Nearly 500 hospices are concentrated within a 3-mile radius, the densest in the county, with 137 along Van Nuys Boulevard alone. Over half of these businesses displayed red flags indicating fraud when scrutinized.
“Large clusters of providers in one location suggest that the supply of providers may exceed the patient needs in that location. The providers may actually be billing for services to patients not located in the area or who are not eligible for hospice services,” state auditors noted in a 2022 report.
Similar actions have occurred in Minnesota and other states, building on prior enforcement efforts against schemes that included the “Feeding Our Future” case, in which hundreds of millions of dollars were defrauded from federal nutrition programs during the COVID-19 pandemic.
“The vice president’s task force continues to stop the flow of taxpayer funds before they fall into the hands of fraudsters and deliver savings to the American people. This is great momentum in the fight for the President’s War on Fraud,” a Vance spokesperson announced in a statement.

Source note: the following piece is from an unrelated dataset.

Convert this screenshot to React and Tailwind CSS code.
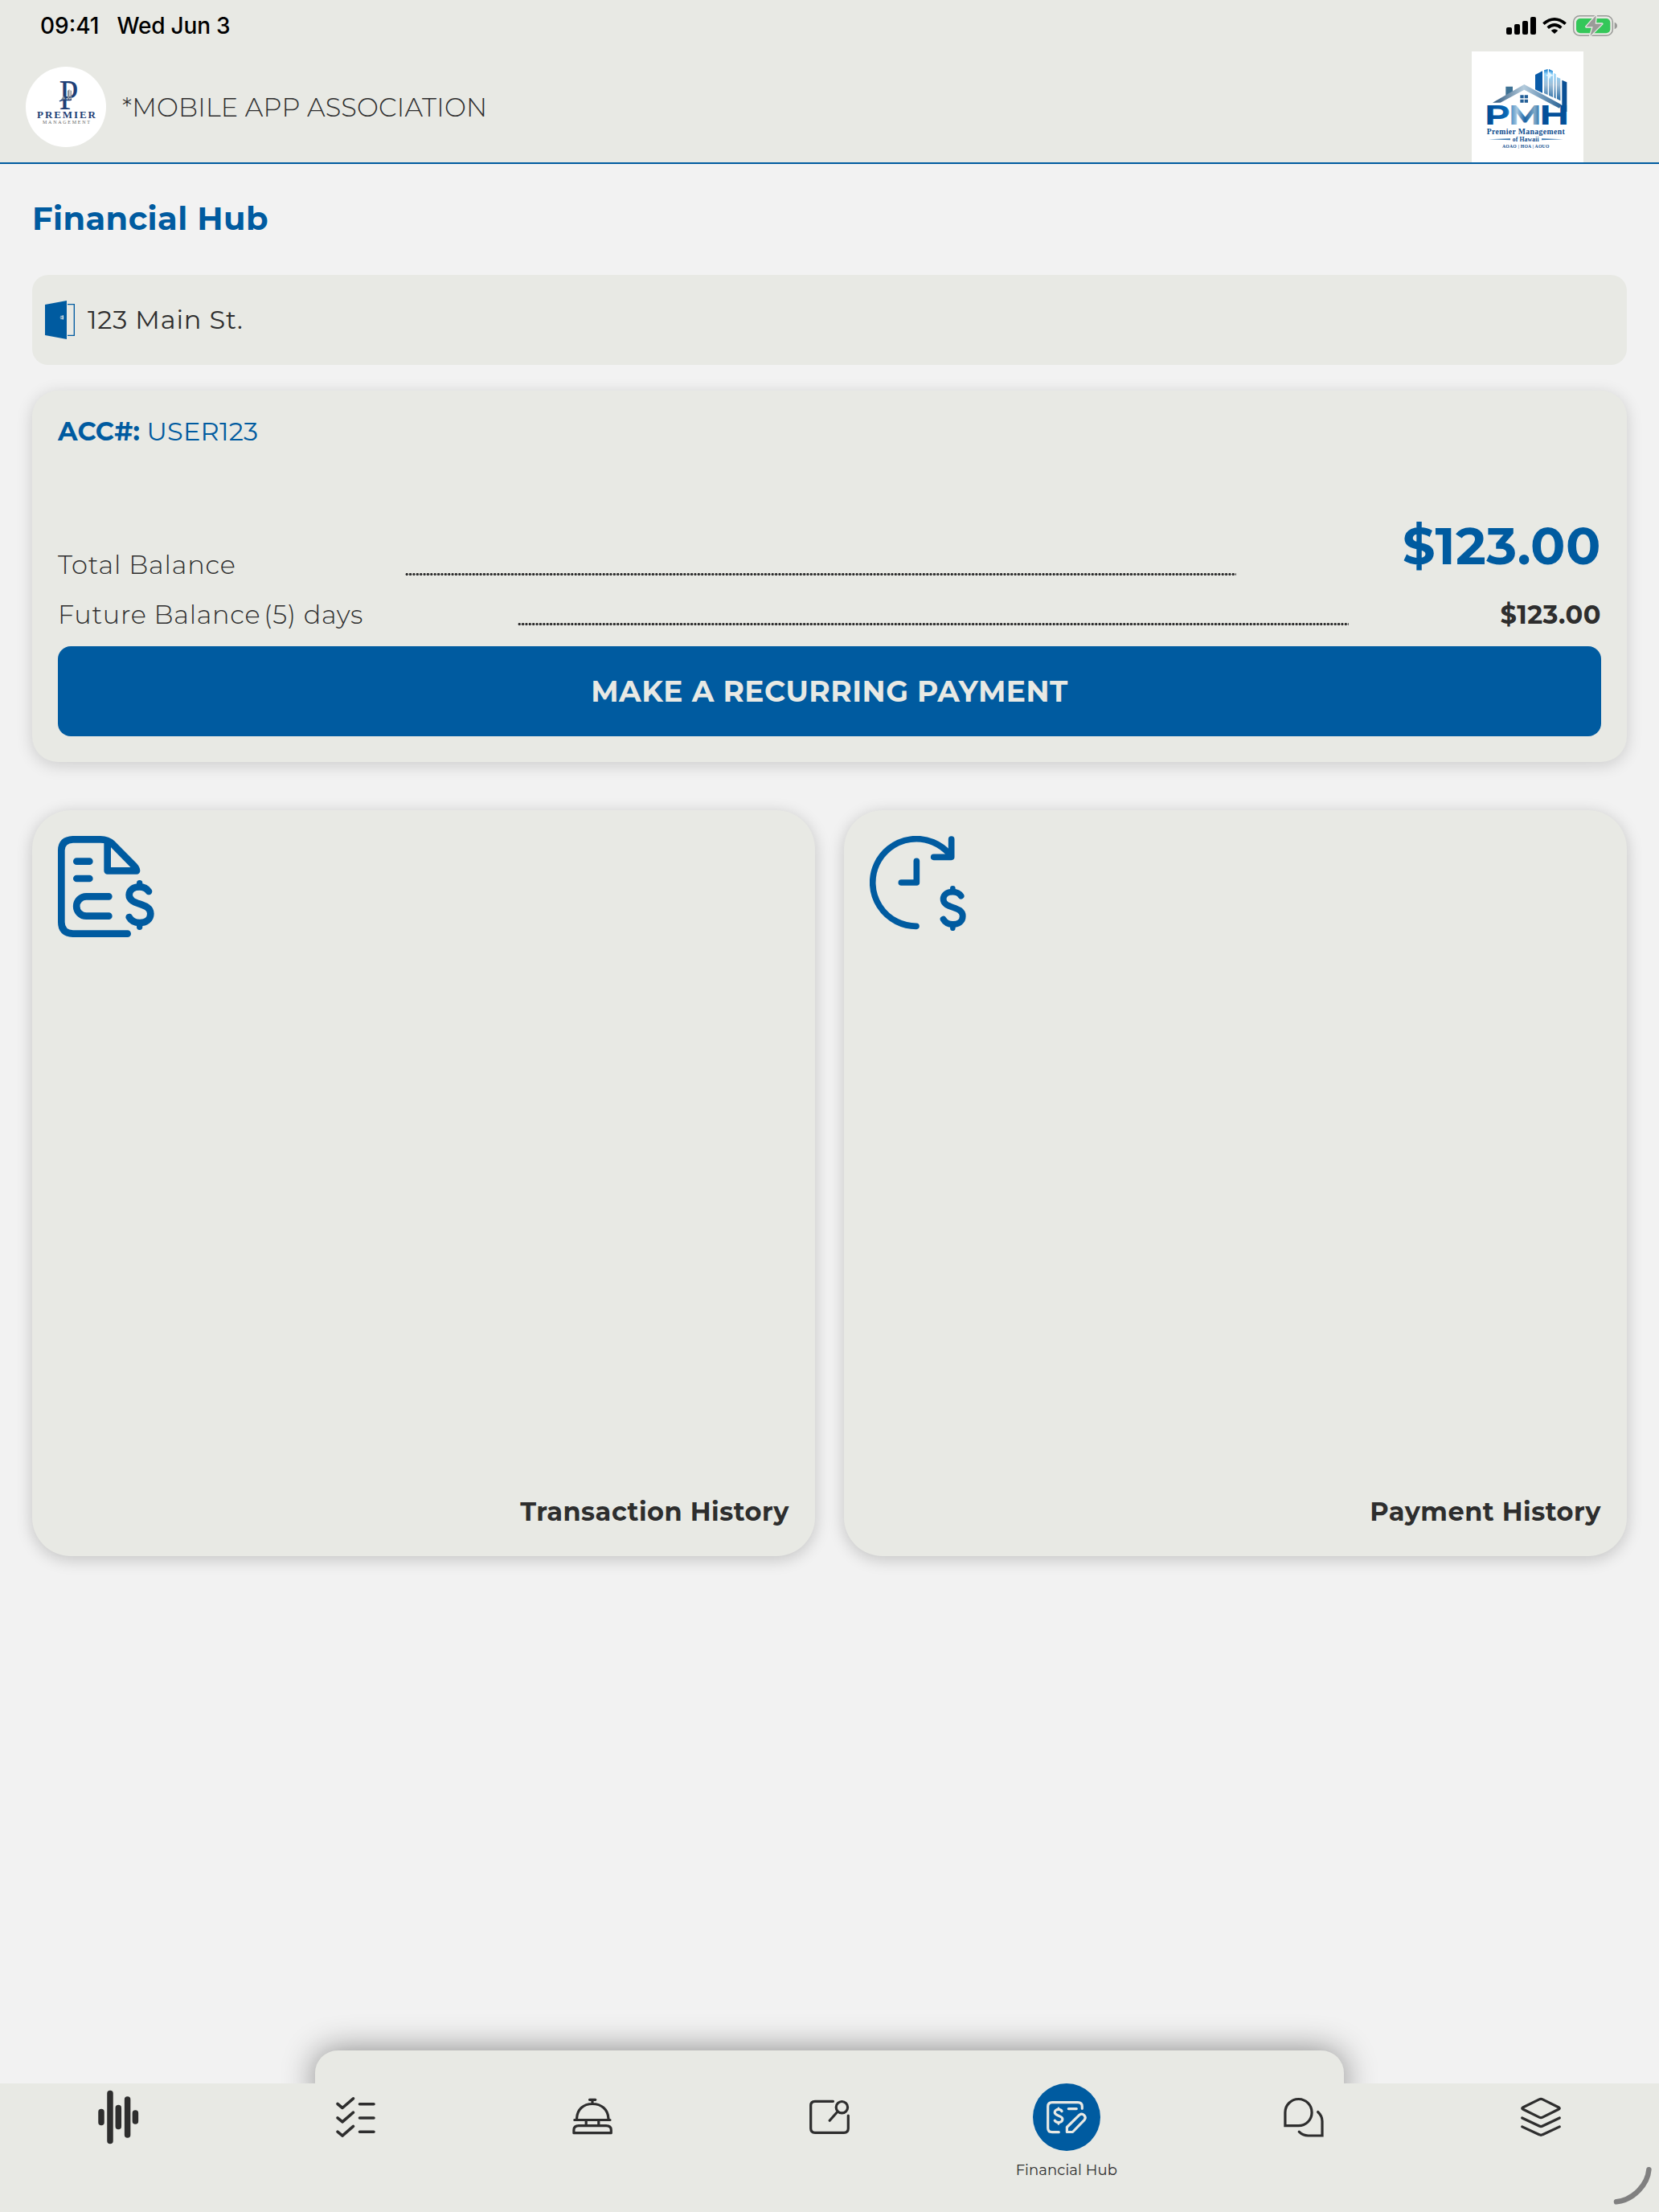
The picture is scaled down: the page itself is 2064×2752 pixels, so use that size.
import React, { useState } from "react";

const StatusIcons = () => (
  <svg className="h-8 w-[138px]" viewBox="282 48 414 96" fill="none">
    <g fill="#000">
      <rect x="282" y="102" width="21" height="27" rx="6" />
      <rect x="312" y="90" width="21" height="39" rx="6" />
      <rect x="342" y="78" width="21" height="51" rx="6" />
      <rect x="372" y="63" width="21" height="66" rx="6" />
      <path d="M449 114q13-11 26 0l-13 12z" />
    </g>
    <g stroke="#000" strokeWidth="11">
      <path d="M421 89q41-35 82 0" />
      <path d="M437 104q25-22 50 0" />
    </g>
    <rect x="533" y="59" width="146" height="74" rx="23" stroke="#9a9b98" strokeWidth="4.5" />
    <rect x="543" y="69" width="127" height="55" rx="15" fill="#34c759" />
    <path d="M686 83q10 4 10 13t-10 13z" fill="#9a9b98" />
    <path
      d="M617 58L580 100h25l-10 34 45-45h-26z"
      fill="#9a9b98"
      stroke="#e8e9e4"
      strokeWidth="8"
      paintOrder="stroke"
      strokeLinejoin="round"
    />
  </svg>
);

const PremierLogo = () => (
  <svg className="size-[100px] rounded-full bg-white" viewBox="0 0 100 100">
    <g fill="#1f3f77" fontFamily="Liberation Serif, serif">
      <text x="41.500" y="52.500" fontSize="52" textLength="24" lengthAdjust="spacingAndGlyphs">P</text>
      <text x="14" y="64" fontSize="13" fontWeight="bold" textLength="73">PREMIER</text>
      <text x="21" y="70.500" fontSize="6" fill="#666" textLength="59">MANAGEMENT</text>
    </g>
    <path d="M52 41V30l2.500-2V41zM55.500 41V29l1.500 1v11zM44 41l3-5 3 5z" fill="#8b8f96" />
    <path d="M42 43c5-4 9 0 15-2" stroke="#1f3f77" strokeWidth="1.500" fill="none" />
  </svg>
);

const PmhLogo = () => (
  <svg className="h-[138px] w-[139px] bg-white" viewBox="153 192 417 414">
    <defs>
      <linearGradient id="roof" x1="0" x2="1">
        <stop offset="0" stopColor="#2d567c" />
        <stop offset="0.45" stopColor="#b4cbdc" />
        <stop offset="1" stopColor="#2a6496" />
      </linearGradient>
      <linearGradient id="letters" gradientUnits="userSpaceOnUse" x1="208" x2="508" y1="0" y2="0">
        <stop offset="0" stopColor="#024a94" />
        <stop offset="0.25" stopColor="#0767b5" />
        <stop offset="0.38" stopColor="#a9c8df" />
        <stop offset="0.48" stopColor="#1a62a4" />
        <stop offset="0.6" stopColor="#7fa9c6" />
        <stop offset="0.7" stopColor="#04509a" />
        <stop offset="1" stopColor="#04509a" />
      </linearGradient>
      <linearGradient id="tower" x1="0" x2="0" y1="0" y2="1">
        <stop offset="0" stopColor="#0b72c4" />
        <stop offset="0.15" stopColor="#8fd3fb" />
        <stop offset="0.5" stopColor="#9fbfd8" />
        <stop offset="1" stopColor="#256aa4" />
      </linearGradient>
    </defs>
    <path d="M390 279l27-14v82l-27-13z" fill="#0a5ba8" />
    <path d="M423 262l14-4v96l-14-6zM441 258l15 7v98l-15-7zM460 273l7 4v91l-7-4zM471 288l13 5v83l-13-7z" fill="url(#tower)" />
    <path d="M490 299l18 8v110h-18z" fill="#0a4f94" />
    <path d="M444 266l4 11 11 4-11 4-4 11-4-11-11-4 11-4z" fill="#e6f7ff" />
    <path d="M280 323h26v20l-26 17z" fill="#3d7194" />
    <path d="M231 383L349 315 488 391 480 404 349 335 260 383z" fill="url(#roof)" />
    <path d="M334 355h13v12h-13zM350 355h13v12h-13zM334 371h13v12h-13zM350 371h13v12h-13z" fill="#245f97" />
    <g
      fontFamily="Montserrat, Open Sans, sans-serif"
      fontSize="104"
      fontWeight="700"
      fill="url(#letters)"
    >
      <text x="200" y="466" textLength="97" lengthAdjust="spacingAndGlyphs">P</text>
      <text x="290" y="466" textLength="124" lengthAdjust="spacingAndGlyphs">M</text>
      <text x="405" y="466" textLength="113" lengthAdjust="spacingAndGlyphs">H</text>
    </g>
    <g fontFamily="Liberation Serif, serif" fontWeight="bold" fill="#0b4a8c">
      <text x="209" y="500" fontSize="29" textLength="291">Premier Management</text>
      <text x="305" y="527" fontSize="23" textLength="99">of Hawaii</text>
      <text x="267" y="551" fontSize="17" textLength="175">AOAO | HOA | AOUO</text>
    </g>
    <path d="M216 520l81-3v6zM495 520l-81-3v6z" fill="#3b78b0" />
  </svg>
);

const DoorIcon = () => (
  <svg className="h-12 w-[37px]" viewBox="108 132 111 144">
    <path d="M108 147l81-15v144l-81-15z" fill="#005ba0" />
    <path d="M192 146h25v116h-25" fill="none" stroke="#005ba0" strokeWidth="4" />
    <path d="M164 195h12M166 190h10v10h-10M175 186v17" fill="none" stroke="#e8e9e4" strokeWidth="2.500" />
  </svg>
);

const DollarMark = () => (
  <>
    <path d="M465 357C458 346 446 340 431 340C408 340 392 352 392 370C392 412 472 396 472 440C472 462 454 474 432 474C412 474 400 468 392 453" />
    <path d="M431 326V338M431 476V490" strokeWidth="22" />
  </>
);

const TransactionIcon = () => (
  <svg
    className="h-[126px] w-[120px]"
    viewBox="126 150 360 378"
    fill="none"
    stroke="#005ba0"
    strokeWidth="26"
    strokeLinecap="round"
    strokeLinejoin="round"
  >
    <path d="M386 515H182Q139 513 139 472V203Q140 165 182 163H285Q312 163 330 180L411 262Q420 272 420 280H311V175" />
    <path d="M196 245H244M196 309H244M316 376H232a36.500 36.500 0 0 0 0 73H316" />
    <DollarMark />
  </svg>
);

const PaymentIcon = () => (
  <svg
    className="h-[118px] w-[120px]"
    viewBox="246 150 360 354"
    fill="none"
    stroke="#005ba0"
    strokeWidth="23"
    strokeLinecap="round"
    strokeLinejoin="round"
  >
    <path d="M420 487A163 163 0 1 1 544 218" />
    <path d="M551 162V229H485M421 244V324H364" />
    <g transform="translate(166 51) scale(0.905)" strokeWidth="26">
      <DollarMark />
    </g>
  </svg>
);

const navItems = [
  {
    name: "Home",
    icon: (
      <path
        strokeWidth="7.500"
        d="M21 35.500V48.500M32 12.500V71.500M42.300 30.500V53.500M53.600 20V64M63.400 37V47"
      />
    ),
  },
  {
    name: "Tasks",
    icon: (
      <path
        strokeWidth="3.600"
        d="M20 25.500L26 30.500L39.500 18.800M20 42.800L26 47.800L39.500 36.100M20 60.100L26 65.100L39.500 53.400M47.500 25.700H65M47.500 43H65M47.500 60.300H65"
      />
    ),
  },
  {
    name: "Services",
    icon: (
      <path d="M38.500 20.300H45.800M42 20.500V25M22.500 44C23 32 31 25.500 42 25.500S61.500 32 62 44M19.800 45.500H64M34.200 46V52M49.800 46V52M18.900 61.700V58Q19 52.700 25 52.700H59Q65.300 52.700 65.300 58V61.700Z" />
    ),
  },
  {
    name: "Notes",
    icon: (
      <path d="M46.500 22.300H24Q18.700 22.300 18.700 27.600V56Q18.700 61.300 24 61.300H60Q65.300 61.300 65.300 56V40M51.700 35.500L42.200 46.300M64.600 29.700a7.200 7.200 0 1 1-14.400 0a7.200 7.200 0 1 1 14.400 0" />
    ),
  },
  {
    name: "Financial Hub",
    icon: (
      <>
        <path d="M32.300 60.700H24Q18.700 60.700 18.700 55.500V28.800Q18.700 23.600 24 23.600H56Q61.300 23.600 61.300 28.800V31.300M44.300 31.600H54.300M42.400 60.500V54.500L58 39.200Q61 37 63.800 39.600Q66.500 42.500 64.200 45.300L49.500 60.500Z" />
        <g transform="translate(-20 -8.500) scale(0.1205)" strokeWidth="27">
          <DollarMark />
        </g>
      </>
    ),
  },
  {
    name: "Messages",
    icon: (
      <path
        strokeLinejoin="miter"
        d="M18.900 52.700V35.900A16.600 16.600 0 1 1 35.500 52.700ZM59.600 35.500Q65 40.500 65 47V65H47.600Q41 65 36.200 60.200"
      />
    ),
  },
  {
    name: "More",
    icon: (
      <path d="M40 19.900Q42.100 18.900 44.200 19.900L64.500 30Q66 31 64.500 32L44.200 42.100Q42.100 43.100 40 42.100L19.500 32Q18 31 19.500 30ZM18.700 43L40 53Q42.100 54.200 44.200 53L65.300 43M18.700 53.900L40 63.700Q42.100 64.900 44.200 63.700L65.300 53.900" />
    ),
  },
];

const DottedLine = () => (
  <div className="mb-[7px] ml-[3px] h-[3px] w-[1034px] bg-[radial-gradient(circle,#2e2e2e_1.4px,transparent_2px)] bg-[length:4.38px_3px]"></div>
);

const HistoryCard = ({ title, icon }) => (
  <button className="flex h-[928px] flex-col justify-between rounded-[48px] bg-[#e8e9e4] p-8 shadow-[0_4px_20px_rgba(0,0,0,0.2)]">
    {icon}
    <span className="self-end text-[32px] leading-[46px] font-bold tracking-[0.5px]">
      {title}
    </span>
  </button>
);

const App = () => {
  const [activeTab, setActiveTab] = useState("Financial Hub");

  return (
    <div className="flex h-[2752px] w-[2064px] flex-col overflow-hidden bg-[#f2f2f2] font-['Montserrat','Inter',sans-serif] text-[#2e2e2e]">
      <header className="border-b-2 border-[#005ba0] bg-[#e8e9e4]">
        <div className="flex h-16 items-center justify-between pr-[52px] pl-[50px] font-['Inter',sans-serif] text-[28px] font-medium text-black">
          <div className="flex gap-[22px]">
            <span>09:41</span>
            <span className="tracking-[-0.2px]">Wed Jun 3</span>
          </div>
          <StatusIcons />
        </div>
        <div className="flex h-[138px] items-center pr-[94px] pl-8">
          <PremierLogo />
          <h1 className="ml-5 flex-1 pt-0.5 text-[32px] font-light tracking-[0.2px]">
            *MOBILE APP ASSOCIATION
          </h1>
          <PmhLogo />
        </div>
      </header>

      <main className="flex-1 px-10">
        <h2 className="h-[138px] text-[40px] leading-[136px] font-bold tracking-[0.4px] text-[#005ba0]">
          Financial Hub
        </h2>

        <div className="flex h-28 items-center gap-4 rounded-[20px] bg-[#e8e9e4] px-4 text-[32px]">
          <DoorIcon />
          <span className="tracking-[0.8px]">123 Main St.</span>
        </div>

        <section className="mt-8 rounded-[32px] bg-[#e8e9e4] p-8 shadow-[0_4px_20px_rgba(0,0,0,0.16)]">
          <p className="text-[32px] leading-[38px] tracking-[0.2px] text-[#005ba0]">
            <span className="font-bold">ACC#:</span> <span>USER123</span>
          </p>
          <div className="mt-[84px] flex h-[83px] items-end justify-between">
            <span className="text-[32px] leading-[40px] font-light tracking-[0.8px]">
              Total Balance
            </span>
            <DottedLine />
            <span className="self-start text-[64px] leading-[79px] font-bold tracking-[0.5px] text-[#005ba0]">
              $123.00
            </span>
          </div>
          <div className="mt-[22px] flex items-end justify-between text-[32px] leading-[40px]">
            <span className="flex gap-1 font-light tracking-[0.7px]">
              <span>Future Balance</span>
              <span>(5) days</span>
            </span>
            <DottedLine />
            <span className="font-bold tracking-[0.5px]">$123.00</span>
          </div>
          <button className="mt-[19px] h-28 w-full rounded-2xl bg-[#005ba0] text-[36px] font-bold tracking-[0.5px] text-[#e8e9e4]">
            MAKE A RECURRING PAYMENT
          </button>
        </section>

        <div className="mt-[60px] grid grid-cols-2 gap-9">
          <HistoryCard title="Transaction History" icon={<TransactionIcon />} />
          <HistoryCard title="Payment History" icon={<PaymentIcon />} />
        </div>
      </main>

      <div className="mx-auto -mb-5 h-[61px] w-[1280px] rounded-t-[28px] bg-[#e8e9e4] shadow-[0_0_40px_rgba(0,0,0,0.45)]"></div>
      <nav className="relative grid h-40 grid-cols-7 bg-[#e8e9e4]">
        {navItems.map((item) => {
          const active = item.name === activeTab;
          return (
            <button
              key={item.name}
              onClick={() => setActiveTab(item.name)}
              className="flex flex-col items-center"
            >
              <svg
                className={active ? "size-[84px] rounded-full bg-[#005ba0]" : "size-[84px]"}
                viewBox="0 0 84 84"
                fill="none"
                stroke={active ? "#e8e9e4" : "#2e2e2e"}
                strokeWidth="3.200"
                strokeLinecap="round"
                strokeLinejoin="round"
              >
                {item.icon}
              </svg>
              {active && <span className="mt-3 text-[18px] leading-6 tracking-[0.1px]">{item.name}</span>}
            </button>
          );
        })}
        <svg className="absolute right-0 bottom-0 h-16 w-16" viewBox="2000 2688 64 64" fill="none">
          <path
            d="M2011 2739.300C2033 2737 2050 2717 2051.400 2699.300"
            stroke="#808080"
            strokeWidth="6.500"
            strokeLinecap="round"
          />
        </svg>
      </nav>
    </div>
  );
};

export default App;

The task force’s work aligns with a broader administration review of Medicare and Medicaid programs. It has also prompted referrals of suspected fraudulent loans from the Small Business Administration totaling more than $22.2 billion, primarily from COVID-era programs
In California, state authorities recently announced arrests in a separate Medi-Cal hospice scheme that allegedly generated $267 million in fraudulent billings. The federal actions include intensified audits, use of data analytics to flag high-risk providers, and a nationwide six-month moratorium on new Medicare enrollments for certain home health and hospice agencies to prevent additional fraudulent operators from entering the programs.